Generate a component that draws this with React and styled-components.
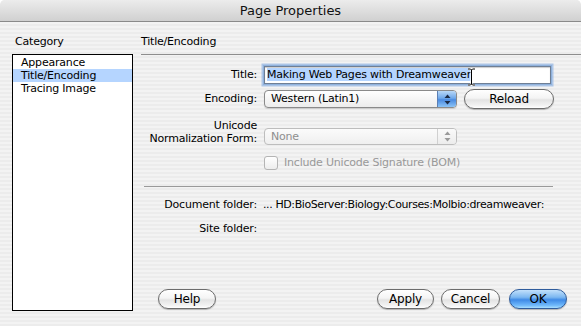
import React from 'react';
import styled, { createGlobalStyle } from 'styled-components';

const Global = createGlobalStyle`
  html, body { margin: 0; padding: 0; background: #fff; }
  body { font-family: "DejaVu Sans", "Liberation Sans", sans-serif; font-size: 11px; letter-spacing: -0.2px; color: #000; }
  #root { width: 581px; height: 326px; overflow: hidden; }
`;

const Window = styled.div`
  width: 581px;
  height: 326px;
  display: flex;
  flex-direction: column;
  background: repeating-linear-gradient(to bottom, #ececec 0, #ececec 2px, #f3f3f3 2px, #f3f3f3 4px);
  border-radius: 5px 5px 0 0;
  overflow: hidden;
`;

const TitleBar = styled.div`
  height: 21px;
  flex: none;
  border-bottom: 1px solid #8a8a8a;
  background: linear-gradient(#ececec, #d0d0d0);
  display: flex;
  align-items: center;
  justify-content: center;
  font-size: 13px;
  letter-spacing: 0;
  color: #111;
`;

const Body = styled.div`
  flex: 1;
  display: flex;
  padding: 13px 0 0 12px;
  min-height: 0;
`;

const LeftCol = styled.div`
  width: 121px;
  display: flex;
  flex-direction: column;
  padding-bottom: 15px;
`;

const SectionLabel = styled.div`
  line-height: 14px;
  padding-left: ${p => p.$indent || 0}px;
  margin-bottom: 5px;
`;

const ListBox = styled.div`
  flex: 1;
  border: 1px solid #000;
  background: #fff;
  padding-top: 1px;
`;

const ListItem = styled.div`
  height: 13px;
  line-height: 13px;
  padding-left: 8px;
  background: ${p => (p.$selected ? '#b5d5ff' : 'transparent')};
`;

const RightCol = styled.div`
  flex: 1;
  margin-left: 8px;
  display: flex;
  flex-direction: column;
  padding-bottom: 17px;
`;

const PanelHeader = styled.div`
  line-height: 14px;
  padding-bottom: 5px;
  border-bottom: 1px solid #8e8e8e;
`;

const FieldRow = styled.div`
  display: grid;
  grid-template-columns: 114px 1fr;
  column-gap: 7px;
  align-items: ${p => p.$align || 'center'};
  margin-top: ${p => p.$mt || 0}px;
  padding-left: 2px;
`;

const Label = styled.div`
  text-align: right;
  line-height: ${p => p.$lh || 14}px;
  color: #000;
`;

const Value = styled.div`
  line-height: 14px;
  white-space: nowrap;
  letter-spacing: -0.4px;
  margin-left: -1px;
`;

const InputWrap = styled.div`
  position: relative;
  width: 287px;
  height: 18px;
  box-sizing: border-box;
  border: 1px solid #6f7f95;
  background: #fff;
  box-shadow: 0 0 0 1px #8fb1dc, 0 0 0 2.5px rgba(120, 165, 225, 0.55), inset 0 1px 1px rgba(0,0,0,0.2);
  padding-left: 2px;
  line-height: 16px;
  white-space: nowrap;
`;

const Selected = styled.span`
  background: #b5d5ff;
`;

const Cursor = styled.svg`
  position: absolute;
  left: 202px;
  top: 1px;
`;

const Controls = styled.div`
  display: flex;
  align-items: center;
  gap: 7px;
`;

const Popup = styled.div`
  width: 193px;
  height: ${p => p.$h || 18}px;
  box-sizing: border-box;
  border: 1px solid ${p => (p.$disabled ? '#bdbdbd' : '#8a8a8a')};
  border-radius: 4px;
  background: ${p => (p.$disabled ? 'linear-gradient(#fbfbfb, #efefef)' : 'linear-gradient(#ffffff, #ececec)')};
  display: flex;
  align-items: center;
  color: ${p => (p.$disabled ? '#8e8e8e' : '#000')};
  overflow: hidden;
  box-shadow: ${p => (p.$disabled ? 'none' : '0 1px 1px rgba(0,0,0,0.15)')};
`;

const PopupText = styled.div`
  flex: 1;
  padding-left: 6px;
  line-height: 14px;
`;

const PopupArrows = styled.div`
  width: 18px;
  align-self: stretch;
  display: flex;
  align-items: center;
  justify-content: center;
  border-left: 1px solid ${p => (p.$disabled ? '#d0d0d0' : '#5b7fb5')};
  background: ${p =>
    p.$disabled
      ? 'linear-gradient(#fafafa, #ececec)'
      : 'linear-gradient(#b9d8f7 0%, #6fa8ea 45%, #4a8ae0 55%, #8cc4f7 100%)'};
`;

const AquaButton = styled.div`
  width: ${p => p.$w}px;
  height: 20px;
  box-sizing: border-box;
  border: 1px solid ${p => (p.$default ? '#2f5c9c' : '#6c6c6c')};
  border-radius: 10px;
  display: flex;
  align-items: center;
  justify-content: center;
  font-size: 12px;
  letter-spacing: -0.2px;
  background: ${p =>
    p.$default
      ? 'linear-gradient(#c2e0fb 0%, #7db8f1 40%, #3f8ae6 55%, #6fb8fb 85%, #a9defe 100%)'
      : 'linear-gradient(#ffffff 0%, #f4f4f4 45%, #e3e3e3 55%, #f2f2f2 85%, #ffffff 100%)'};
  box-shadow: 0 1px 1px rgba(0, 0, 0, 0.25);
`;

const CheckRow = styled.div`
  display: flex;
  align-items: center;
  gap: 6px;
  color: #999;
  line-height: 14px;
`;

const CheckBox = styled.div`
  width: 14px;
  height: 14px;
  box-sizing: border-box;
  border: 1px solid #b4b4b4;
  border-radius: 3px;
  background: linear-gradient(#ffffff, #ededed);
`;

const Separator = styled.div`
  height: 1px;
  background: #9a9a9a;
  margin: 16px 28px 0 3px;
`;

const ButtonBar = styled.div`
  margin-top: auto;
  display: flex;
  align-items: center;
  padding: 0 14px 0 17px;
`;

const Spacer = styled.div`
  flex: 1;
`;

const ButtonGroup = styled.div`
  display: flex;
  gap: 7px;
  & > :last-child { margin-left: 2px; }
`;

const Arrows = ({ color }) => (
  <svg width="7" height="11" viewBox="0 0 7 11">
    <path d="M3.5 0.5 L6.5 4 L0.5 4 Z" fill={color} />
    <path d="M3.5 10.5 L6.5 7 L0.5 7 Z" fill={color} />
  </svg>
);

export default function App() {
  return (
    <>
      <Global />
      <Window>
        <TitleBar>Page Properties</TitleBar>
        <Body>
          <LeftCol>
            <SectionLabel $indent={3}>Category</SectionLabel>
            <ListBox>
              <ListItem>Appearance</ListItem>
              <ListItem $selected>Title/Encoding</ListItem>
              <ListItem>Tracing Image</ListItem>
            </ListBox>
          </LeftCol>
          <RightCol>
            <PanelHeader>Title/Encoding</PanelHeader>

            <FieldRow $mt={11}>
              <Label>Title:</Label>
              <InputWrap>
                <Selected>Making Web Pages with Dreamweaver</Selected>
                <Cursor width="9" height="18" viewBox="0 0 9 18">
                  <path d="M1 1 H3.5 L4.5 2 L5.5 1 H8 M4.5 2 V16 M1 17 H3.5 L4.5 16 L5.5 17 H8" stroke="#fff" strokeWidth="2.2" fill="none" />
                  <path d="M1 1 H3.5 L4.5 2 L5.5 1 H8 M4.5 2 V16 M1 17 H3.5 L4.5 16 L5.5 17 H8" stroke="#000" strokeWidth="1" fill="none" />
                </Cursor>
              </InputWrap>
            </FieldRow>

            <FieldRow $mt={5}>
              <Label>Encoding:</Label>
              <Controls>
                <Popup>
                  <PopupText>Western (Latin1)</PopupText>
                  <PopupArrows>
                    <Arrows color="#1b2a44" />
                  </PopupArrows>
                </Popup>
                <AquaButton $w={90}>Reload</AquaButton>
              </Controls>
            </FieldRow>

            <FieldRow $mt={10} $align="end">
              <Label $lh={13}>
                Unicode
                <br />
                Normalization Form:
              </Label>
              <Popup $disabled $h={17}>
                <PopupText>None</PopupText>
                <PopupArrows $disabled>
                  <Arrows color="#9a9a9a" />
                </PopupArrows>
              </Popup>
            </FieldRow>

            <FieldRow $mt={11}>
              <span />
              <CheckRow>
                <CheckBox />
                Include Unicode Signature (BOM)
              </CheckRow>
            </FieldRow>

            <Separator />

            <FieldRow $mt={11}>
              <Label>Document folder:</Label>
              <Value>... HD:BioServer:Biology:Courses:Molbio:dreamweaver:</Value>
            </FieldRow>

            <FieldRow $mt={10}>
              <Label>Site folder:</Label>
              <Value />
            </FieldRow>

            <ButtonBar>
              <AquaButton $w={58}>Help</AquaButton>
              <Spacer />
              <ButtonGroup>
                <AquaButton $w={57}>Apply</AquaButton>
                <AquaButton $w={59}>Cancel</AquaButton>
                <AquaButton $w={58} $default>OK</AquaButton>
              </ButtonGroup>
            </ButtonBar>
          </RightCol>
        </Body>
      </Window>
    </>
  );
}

- - - -

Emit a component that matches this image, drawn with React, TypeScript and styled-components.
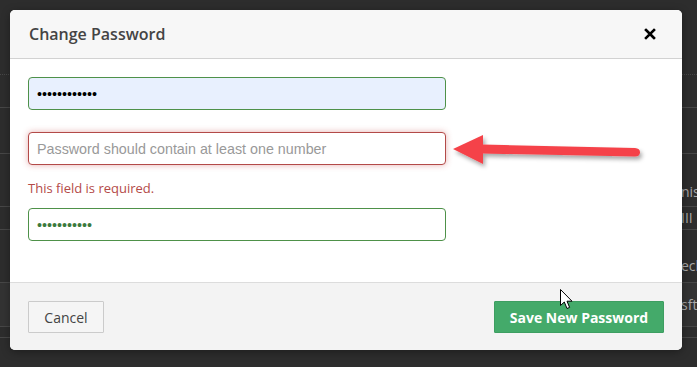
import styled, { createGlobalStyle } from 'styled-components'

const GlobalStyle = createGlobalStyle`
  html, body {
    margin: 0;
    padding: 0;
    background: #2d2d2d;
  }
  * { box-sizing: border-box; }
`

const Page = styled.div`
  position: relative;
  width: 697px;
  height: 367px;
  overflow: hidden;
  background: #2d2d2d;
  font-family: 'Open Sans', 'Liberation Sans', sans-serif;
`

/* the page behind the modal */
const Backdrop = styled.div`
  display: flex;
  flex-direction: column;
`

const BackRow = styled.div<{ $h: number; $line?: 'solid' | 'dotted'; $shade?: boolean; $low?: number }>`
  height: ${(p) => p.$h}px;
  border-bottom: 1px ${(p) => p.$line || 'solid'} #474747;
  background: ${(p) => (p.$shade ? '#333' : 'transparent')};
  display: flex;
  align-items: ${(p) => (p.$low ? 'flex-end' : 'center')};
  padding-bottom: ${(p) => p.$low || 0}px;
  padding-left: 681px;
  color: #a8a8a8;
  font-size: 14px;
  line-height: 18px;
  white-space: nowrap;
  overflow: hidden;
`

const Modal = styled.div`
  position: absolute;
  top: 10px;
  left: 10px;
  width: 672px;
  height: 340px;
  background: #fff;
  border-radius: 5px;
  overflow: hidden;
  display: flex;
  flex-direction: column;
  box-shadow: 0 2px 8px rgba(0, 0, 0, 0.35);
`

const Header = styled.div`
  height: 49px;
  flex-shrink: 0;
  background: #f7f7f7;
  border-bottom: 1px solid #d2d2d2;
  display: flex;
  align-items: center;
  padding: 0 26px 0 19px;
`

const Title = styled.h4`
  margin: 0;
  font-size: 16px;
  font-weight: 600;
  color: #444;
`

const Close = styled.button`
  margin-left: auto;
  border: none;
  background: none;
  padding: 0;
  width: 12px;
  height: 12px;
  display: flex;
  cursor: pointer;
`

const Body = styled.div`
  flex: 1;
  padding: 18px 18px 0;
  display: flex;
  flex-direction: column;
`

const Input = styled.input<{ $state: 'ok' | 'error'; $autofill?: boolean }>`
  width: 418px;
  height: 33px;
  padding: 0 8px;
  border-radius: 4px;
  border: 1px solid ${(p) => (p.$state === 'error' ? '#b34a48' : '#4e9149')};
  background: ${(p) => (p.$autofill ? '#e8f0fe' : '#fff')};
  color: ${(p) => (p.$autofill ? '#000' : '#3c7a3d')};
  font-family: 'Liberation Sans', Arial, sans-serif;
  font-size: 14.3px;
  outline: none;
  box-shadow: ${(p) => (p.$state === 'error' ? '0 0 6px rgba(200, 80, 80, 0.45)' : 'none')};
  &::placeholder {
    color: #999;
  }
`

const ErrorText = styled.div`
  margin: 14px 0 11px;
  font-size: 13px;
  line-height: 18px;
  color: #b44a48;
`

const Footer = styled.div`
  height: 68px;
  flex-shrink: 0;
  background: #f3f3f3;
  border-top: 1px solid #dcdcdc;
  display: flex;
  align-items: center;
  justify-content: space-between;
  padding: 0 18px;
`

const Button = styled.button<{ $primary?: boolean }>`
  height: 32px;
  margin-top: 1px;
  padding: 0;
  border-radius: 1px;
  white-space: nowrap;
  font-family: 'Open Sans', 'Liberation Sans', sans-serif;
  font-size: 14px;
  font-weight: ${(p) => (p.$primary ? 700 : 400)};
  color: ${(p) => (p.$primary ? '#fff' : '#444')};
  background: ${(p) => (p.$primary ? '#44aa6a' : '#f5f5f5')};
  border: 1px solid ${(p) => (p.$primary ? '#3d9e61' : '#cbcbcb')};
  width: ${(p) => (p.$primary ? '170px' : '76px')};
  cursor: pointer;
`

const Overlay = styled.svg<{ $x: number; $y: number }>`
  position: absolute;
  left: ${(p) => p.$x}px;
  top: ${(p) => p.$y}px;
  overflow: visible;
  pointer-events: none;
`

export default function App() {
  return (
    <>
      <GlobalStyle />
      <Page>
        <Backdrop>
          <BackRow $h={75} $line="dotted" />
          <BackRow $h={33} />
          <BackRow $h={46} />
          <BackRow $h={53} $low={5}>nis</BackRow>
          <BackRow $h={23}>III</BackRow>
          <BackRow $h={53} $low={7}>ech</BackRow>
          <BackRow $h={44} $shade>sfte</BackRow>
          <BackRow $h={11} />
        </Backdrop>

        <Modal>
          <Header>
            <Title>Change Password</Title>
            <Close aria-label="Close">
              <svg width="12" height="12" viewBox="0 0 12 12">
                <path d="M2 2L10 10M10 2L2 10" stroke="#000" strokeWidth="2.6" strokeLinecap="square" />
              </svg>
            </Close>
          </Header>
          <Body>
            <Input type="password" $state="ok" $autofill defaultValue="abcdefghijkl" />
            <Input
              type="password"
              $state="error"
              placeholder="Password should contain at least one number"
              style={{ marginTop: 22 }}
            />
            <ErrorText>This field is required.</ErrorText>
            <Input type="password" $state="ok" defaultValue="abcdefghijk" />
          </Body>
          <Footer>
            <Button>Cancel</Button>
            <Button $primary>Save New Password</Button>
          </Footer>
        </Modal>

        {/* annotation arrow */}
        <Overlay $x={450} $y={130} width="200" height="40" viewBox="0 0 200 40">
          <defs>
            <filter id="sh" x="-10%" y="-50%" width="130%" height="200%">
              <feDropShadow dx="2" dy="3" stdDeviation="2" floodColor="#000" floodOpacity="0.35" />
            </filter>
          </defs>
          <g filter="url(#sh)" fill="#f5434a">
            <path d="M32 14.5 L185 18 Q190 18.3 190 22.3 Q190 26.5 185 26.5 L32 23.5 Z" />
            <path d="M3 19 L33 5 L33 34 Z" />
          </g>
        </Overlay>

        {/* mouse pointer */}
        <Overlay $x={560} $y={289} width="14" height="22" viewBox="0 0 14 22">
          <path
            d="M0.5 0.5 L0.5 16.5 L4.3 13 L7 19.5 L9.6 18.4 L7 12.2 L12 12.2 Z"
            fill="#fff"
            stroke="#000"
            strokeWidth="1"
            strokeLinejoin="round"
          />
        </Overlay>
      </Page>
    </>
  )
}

- - - -

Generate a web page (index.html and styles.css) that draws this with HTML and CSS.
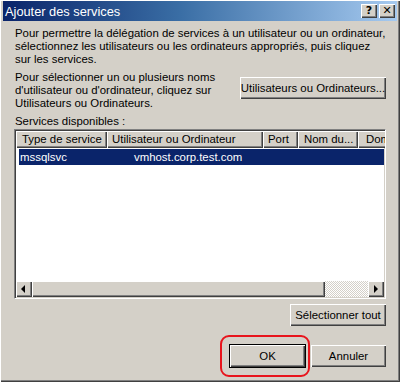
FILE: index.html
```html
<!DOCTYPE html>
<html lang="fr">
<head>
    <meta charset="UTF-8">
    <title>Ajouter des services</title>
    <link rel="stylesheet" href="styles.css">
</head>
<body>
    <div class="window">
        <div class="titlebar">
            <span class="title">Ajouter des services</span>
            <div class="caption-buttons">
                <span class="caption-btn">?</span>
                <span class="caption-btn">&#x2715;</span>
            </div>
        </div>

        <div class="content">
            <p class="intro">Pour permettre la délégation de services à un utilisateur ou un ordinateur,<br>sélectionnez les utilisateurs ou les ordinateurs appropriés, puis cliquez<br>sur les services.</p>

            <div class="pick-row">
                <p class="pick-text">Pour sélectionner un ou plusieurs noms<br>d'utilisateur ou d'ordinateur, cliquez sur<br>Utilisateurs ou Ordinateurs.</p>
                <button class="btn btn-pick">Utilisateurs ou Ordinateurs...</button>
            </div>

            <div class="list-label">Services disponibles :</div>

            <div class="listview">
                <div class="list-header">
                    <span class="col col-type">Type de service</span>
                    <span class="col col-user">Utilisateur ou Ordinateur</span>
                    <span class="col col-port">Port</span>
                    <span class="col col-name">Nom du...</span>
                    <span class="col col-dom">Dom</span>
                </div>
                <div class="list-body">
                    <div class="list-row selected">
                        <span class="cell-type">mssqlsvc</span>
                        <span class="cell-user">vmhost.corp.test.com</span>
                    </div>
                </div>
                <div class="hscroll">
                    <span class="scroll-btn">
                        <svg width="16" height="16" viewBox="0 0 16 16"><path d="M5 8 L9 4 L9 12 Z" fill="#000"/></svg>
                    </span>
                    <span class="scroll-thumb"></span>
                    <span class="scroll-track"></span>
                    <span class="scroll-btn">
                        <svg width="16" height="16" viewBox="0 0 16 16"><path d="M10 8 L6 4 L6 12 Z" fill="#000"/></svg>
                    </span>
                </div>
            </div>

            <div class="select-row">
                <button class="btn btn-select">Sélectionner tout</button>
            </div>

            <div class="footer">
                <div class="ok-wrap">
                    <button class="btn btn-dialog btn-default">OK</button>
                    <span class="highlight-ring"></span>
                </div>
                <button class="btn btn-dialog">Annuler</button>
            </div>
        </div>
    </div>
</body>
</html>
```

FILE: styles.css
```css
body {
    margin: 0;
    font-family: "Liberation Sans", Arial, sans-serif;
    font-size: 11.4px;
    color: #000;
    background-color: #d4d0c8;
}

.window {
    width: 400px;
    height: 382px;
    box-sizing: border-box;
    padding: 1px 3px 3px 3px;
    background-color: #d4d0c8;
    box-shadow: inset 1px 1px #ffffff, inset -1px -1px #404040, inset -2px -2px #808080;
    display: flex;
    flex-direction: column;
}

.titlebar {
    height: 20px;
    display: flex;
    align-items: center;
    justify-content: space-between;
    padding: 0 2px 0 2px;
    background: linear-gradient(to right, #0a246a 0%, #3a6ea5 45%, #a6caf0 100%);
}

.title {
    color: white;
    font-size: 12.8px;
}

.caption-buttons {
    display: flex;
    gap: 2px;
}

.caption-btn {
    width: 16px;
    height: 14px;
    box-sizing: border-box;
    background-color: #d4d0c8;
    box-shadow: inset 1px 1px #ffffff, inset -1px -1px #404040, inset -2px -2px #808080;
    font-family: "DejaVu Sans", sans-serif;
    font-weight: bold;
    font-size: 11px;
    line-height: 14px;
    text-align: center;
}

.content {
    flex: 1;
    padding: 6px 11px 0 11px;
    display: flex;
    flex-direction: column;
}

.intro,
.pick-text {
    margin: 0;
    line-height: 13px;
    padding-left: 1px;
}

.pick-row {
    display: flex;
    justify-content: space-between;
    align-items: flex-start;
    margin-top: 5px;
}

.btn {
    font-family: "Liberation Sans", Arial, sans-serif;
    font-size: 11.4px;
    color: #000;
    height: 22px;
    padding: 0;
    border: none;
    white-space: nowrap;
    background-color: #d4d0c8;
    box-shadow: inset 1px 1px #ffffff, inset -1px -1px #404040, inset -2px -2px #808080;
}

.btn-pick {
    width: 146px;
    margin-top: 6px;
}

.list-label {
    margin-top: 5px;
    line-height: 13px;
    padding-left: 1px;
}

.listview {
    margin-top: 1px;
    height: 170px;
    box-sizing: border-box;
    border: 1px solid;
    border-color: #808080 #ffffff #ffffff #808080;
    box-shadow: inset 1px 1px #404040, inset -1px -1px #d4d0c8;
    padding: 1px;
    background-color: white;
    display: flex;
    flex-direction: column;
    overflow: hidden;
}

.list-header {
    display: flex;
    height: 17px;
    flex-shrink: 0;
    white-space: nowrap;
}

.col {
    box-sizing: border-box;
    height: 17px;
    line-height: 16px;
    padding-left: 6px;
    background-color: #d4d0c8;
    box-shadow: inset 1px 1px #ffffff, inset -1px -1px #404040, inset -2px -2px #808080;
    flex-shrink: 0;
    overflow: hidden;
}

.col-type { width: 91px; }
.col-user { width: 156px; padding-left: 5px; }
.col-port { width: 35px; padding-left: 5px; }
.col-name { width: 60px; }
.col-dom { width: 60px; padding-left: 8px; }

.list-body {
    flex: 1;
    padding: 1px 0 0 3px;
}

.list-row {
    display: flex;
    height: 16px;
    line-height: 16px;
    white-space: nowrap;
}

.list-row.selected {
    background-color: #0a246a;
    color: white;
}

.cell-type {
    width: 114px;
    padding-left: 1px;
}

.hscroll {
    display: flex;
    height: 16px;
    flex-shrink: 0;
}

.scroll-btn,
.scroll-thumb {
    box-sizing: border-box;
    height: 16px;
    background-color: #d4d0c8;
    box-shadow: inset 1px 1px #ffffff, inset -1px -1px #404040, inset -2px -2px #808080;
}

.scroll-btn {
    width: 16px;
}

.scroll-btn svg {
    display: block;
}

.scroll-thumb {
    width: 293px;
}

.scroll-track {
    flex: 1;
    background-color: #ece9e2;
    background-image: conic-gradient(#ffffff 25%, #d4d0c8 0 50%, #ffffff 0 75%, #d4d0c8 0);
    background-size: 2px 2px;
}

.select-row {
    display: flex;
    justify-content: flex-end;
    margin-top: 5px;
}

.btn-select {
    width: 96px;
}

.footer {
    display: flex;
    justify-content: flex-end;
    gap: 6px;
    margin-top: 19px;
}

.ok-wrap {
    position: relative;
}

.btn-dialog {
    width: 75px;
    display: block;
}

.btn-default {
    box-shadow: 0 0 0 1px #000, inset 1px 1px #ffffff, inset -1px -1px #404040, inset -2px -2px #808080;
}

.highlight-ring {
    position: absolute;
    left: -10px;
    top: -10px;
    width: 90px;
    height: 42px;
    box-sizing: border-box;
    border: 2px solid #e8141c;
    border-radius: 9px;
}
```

- - - -

Exercise goal »
Using the entries above, find all lines with "styles". Copy them.

Response below »
Generate a web page (index.html and styles.css) that draws this with HTML and CSS.
    <link rel="stylesheet" href="styles.css">
FILE: styles.css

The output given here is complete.